Gupta was born in 1953 in Nadiad, India and studied electrical engineering at the Indian Institute of Technology, Kanpur, graduating in 1974. He started his career at IBM, then served in various technical advisory roles for the Government of India before pursuing graduate studies with the MIT Sloan School of Management in 1979. In 1980, he received a master's degree in management from MIT, and a PhD from the Indian Institute of Technology, Delhi. He remained at Sloan until 2004, and was the first person to attain the rank of Senior Research Scientist at MIT Sloan. In this position, in cooperation with Professor Lester Thurow (former Dean of MIT Sloan School of Management), he launched the United States’ first course on international outsourcing.

He has served as an advisor to several UN organizations including World Health Organization (WHO), United Nations Development Program (UNDP), UNIDO, and the World Bank on various aspects of national policy and large-scale information management in the context of the needs of both individual agencies and member governments. He led a UNDP team to plan and implement a national financial information infrastructure in a Latin American country where 40 percent of the banks had gone bankrupt.

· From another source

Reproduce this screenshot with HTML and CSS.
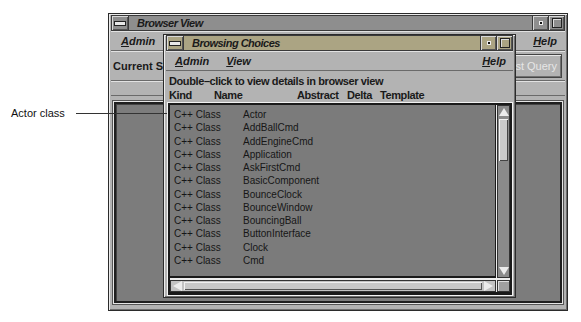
FILE: index.html
```html
<!DOCTYPE html>
<html lang="en">
<head>
    <meta charset="UTF-8">
    <title>Browsing Choices</title>
    <link rel="stylesheet" href="styles.css">
</head>
<body>
    <div class="desk">
        <!-- back window -->
        <div class="win back">
            <div class="titlebar">
                <span class="tb-btn menu-btn"><i></i></span>
                <span class="tb-title">Browser View</span>
                <span class="tb-btn min-btn"><i></i></span>
                <span class="tb-btn max-btn"><i></i></span>
            </div>
            <div class="menubar">
                <span class="menu"><u>A</u>dmin</span>
                <span class="menu help"><u>H</u>elp</span>
            </div>
            <div class="toolbar">
                <span class="tool-label">Current S</span>
                <span class="push">Last Query</span>
            </div>
            <div class="strip"></div>
            <div class="panel"><div class="panel-well"></div></div>
        </div>

        <!-- front window -->
        <div class="win front">
            <div class="titlebar">
                <span class="tb-btn menu-btn"><i></i></span>
                <span class="tb-title">Browsing Choices</span>
                <span class="tb-btn min-btn"><i></i></span>
                <span class="tb-btn max-btn"><i></i></span>
            </div>
            <div class="menubar">
                <span class="menu"><u>A</u>dmin</span>
                <span class="menu"><u>V</u>iew</span>
                <span class="menu help"><u>H</u>elp</span>
            </div>
            <div class="info">
                <div class="info-line">Double–click to view details in browser view</div>
                <div class="info-line heads">
                    <span class="h-kind">Kind</span>
                    <span class="h-name">Name</span>
                    <span class="h-abs">Abstract</span>
                    <span class="h-delta">Delta</span>
                    <span>Template</span>
                </div>
            </div>
            <div class="listframe">
                <div class="list">
                    <div class="row"><span class="kind">C++ Class</span>Actor</div>
                    <div class="row"><span class="kind">C++ Class</span>AddBallCmd</div>
                    <div class="row"><span class="kind">C++ Class</span>AddEngineCmd</div>
                    <div class="row"><span class="kind">C++ Class</span>Application</div>
                    <div class="row"><span class="kind">C++ Class</span>AskFirstCmd</div>
                    <div class="row"><span class="kind">C++ Class</span>BasicComponent</div>
                    <div class="row"><span class="kind">C++ Class</span>BounceClock</div>
                    <div class="row"><span class="kind">C++ Class</span>BounceWindow</div>
                    <div class="row"><span class="kind">C++ Class</span>BouncingBall</div>
                    <div class="row"><span class="kind">C++ Class</span>ButtonInterface</div>
                    <div class="row"><span class="kind">C++ Class</span>Clock</div>
                    <div class="row"><span class="kind">C++ Class</span>Cmd</div>
                </div>
                <div class="vbar">
                    <span class="arrow up"></span>
                    <span class="trough"><span class="thumb"></span></span>
                    <span class="arrow down"></span>
                </div>
                <div class="hbar">
                    <span class="arrow left"></span>
                    <span class="htrough"></span>
                    <span class="arrow right"></span>
                </div>
                <div class="corner"><i></i></div>
            </div>
        </div>

        <!-- annotation, drawn over the windows -->
        <div class="callout">
            <span class="callout-label">Actor class</span>
            <span class="callout-line"></span>
        </div>
    </div>
</body>
</html>
```

FILE: styles.css
```css
body {
    margin: 0;
    background-color: #ffffff;
    font-family: 'Liberation Sans', Arial, sans-serif;
    color: #1a1a1a;
}

.desk {
    position: relative;
    width: 581px;
    height: 322px;
    overflow: hidden;
}

/* annotation */
.callout {
    position: absolute;
    left: 11px;
    top: 106px;
    display: flex;
    align-items: center;
}

.callout-label {
    font-size: 11px;
    line-height: 14px;
    color: #111;
}

.callout-line {
    width: 91px;
    height: 1px;
    margin-left: 11px;
    background-color: #333;
}

/* windows */
.win {
    position: absolute;
    box-sizing: border-box;
    display: flex;
    flex-direction: column;
    background-color: #b3b3b3;
    border: 1px solid #2b2b2b;
    box-shadow: inset 1px 1px 0 #ececec, inset -1px -1px 0 #6e6e6e;
    padding: 1px 2px 2px 2px;
}

.back {
    left: 108px;
    top: 13px;
    width: 460px;
    height: 298px;
}

.front {
    left: 163px;
    top: 34px;
    width: 353px;
    height: 264px;
    padding-top: 0;
}

.titlebar {
    display: flex;
    box-sizing: border-box;
    height: 16px;
    flex: none;
    background-color: #8e8e8e;
    border: 1px solid #3a3a3a;
}

.front .titlebar {
    background-color: #aba483;
}

.tb-btn {
    display: flex;
    align-items: center;
    justify-content: center;
    width: 15px;
    box-shadow: inset 1px 1px 0 #d8d8d8, inset -1px -1px 0 #555;
    border-right: 1px solid #3a3a3a;
}

.menu-btn {
    width: 16px;
}

.menu-btn i {
    width: 10px;
    height: 3px;
    background-color: #e8e8e8;
    border: 1px solid #222;
}

.min-btn {
    border-left: 1px solid #3a3a3a;
}

.min-btn i {
    width: 2px;
    height: 2px;
    background-color: #111;
    border: 1px solid #eee;
}

.max-btn {
    border-right: none;
}

.max-btn i {
    width: 8px;
    height: 8px;
    border: 1px solid #222;
    box-shadow: inset 1px 1px 0 #ddd;
}

.tb-title {
    flex: 1;
    padding-left: 8px;
    font-size: 11px;
    line-height: 14px;
    font-weight: bold;
    font-style: italic;
    letter-spacing: -0.5px;
    white-space: nowrap;
    overflow: hidden;
}

.menubar {
    display: flex;
    height: 19px;
    flex: none;
    align-items: center;
    padding: 0 8px 0 10px;
    gap: 17px;
    border-bottom: 1px solid #6a6a6a;
    box-shadow: inset 0 1px 0 #e2e2e2;
}

.front .menubar {
    padding: 0 7px 0 9px;
}

.menu {
    font-size: 11px;
    font-weight: bold;
    font-style: italic;
}

.menu.help {
    margin-left: auto;
}

/* back window body */
.toolbar {
    display: flex;
    align-items: center;
    height: 29px;
    flex: none;
    padding: 0 3px 0 2px;
    border-bottom: 1px solid #6a6a6a;
    box-shadow: inset 0 1px 0 #e2e2e2;
}

.tool-label {
    white-space: nowrap;
    font-size: 11px;
    font-weight: bold;
}

.push {
    margin-left: auto;
    padding: 5px 4px;
    font-size: 11px;
    color: #e6e6e6;
    border: 1px solid #444;
    box-shadow: inset 1px 1px 0 #e8e8e8, inset -1px -1px 0 #707070;
}

.strip {
    height: 14px;
    flex: none;
    border-bottom: 1px solid #6a6a6a;
    box-shadow: inset 0 1px 0 #e2e2e2;
}

.panel {
    flex: 1;
    padding: 6px 3px 5px 3px;
    display: flex;
}

.panel-well {
    flex: 1;
    background-color: #7c7c7c;
    border: 2px solid #1f1f1f;
    box-shadow: 0 0 0 1px #e6e6e6, 0 0 0 2px #555, inset 1px 1px 0 #444;
}

/* front window body */
.info {
    height: 32px;
    flex: none;
    padding: 3px 0 0 3px;
    box-sizing: border-box;
}

.info-line {
    font-size: 11px;
    font-weight: bold;
    line-height: 14px;
    letter-spacing: -0.4px;
    white-space: nowrap;
}

.heads {
    display: flex;
}

.h-kind {
    width: 45px;
}

.h-name {
    width: 83px;
}

.h-abs {
    width: 50px;
}

.h-delta {
    width: 33px;
}

.listframe {
    flex: 1;
    display: grid;
    grid-template-columns: 1fr 13px;
    grid-template-rows: 1fr 12px;
    gap: 2px 1px;
    margin: 0 1px 0 2px;
    border: 2px solid #1a1a1a;
    border-bottom-width: 3px;
    background-color: #ededed;
    box-shadow: 0 0 0 1px #f2f2f2;
}

.list {
    background-color: #7b7b7b;
    padding: 3px 0 0 4px;
    border-right: 1px solid #1a1a1a;
    border-bottom: 2px solid #1a1a1a;
    overflow: hidden;
}

.row {
    font-size: 10px;
    line-height: 13.27px;
    color: #161616;
    white-space: nowrap;
}

.kind {
    display: inline-block;
    width: 69px;
}

.vbar {
    display: flex;
    flex-direction: column;
    background-color: #8b8b8b;
    border: 1px solid #333;
}

.trough {
    flex: 1;
    padding: 1px;
}

.thumb {
    display: block;
    height: 42px;
    background-color: #c9c9c9;
    box-shadow: inset 1px 1px 0 #f2f2f2, inset -1px -1px 0 #444;
}

.arrow {
    flex: none;
    width: 0;
    height: 0;
    margin: 2px auto;
}

.up {
    border-left: 5px solid transparent;
    border-right: 5px solid transparent;
    border-bottom: 8px solid #ececec;
}

.down {
    border-left: 5px solid transparent;
    border-right: 5px solid transparent;
    border-top: 8px solid #ececec;
}

.hbar {
    display: flex;
    align-items: center;
    background-color: #c2c2c2;
    border: 1px solid #333;
}

.htrough {
    flex: 1;
    align-self: stretch;
    margin: 1px;
    background-color: #c8c8c8;
    box-shadow: inset 1px 1px 0 #f0f0f0, inset -1px -1px 0 #555;
}

.left {
    margin: 0 1px 0 2px;
    border-top: 5px solid transparent;
    border-bottom: 5px solid transparent;
    border-right: 9px solid #ececec;
}

.right {
    margin: 0 2px 0 1px;
    border-top: 5px solid transparent;
    border-bottom: 5px solid transparent;
    border-left: 9px solid #ececec;
}

.corner {
    background-color: #a0a0a0;
    border: 1px solid #333;
    box-shadow: inset 1px 1px 0 #dcdcdc;
}
```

Gupta was part of the expert group established by the WHO to formulate policy guidelines for health informatics. These guidelines were subsequently ratified as national guidelines by over 100 countries. He also served as an UNDP advisor on a $500 million nationwide effort to get computers into every school in Brazil, and as World Bank advisor on Distance Education endeavor to Mozambique. He secured approval for the proposal to establish two UN Centers of Excellence in Information Technology.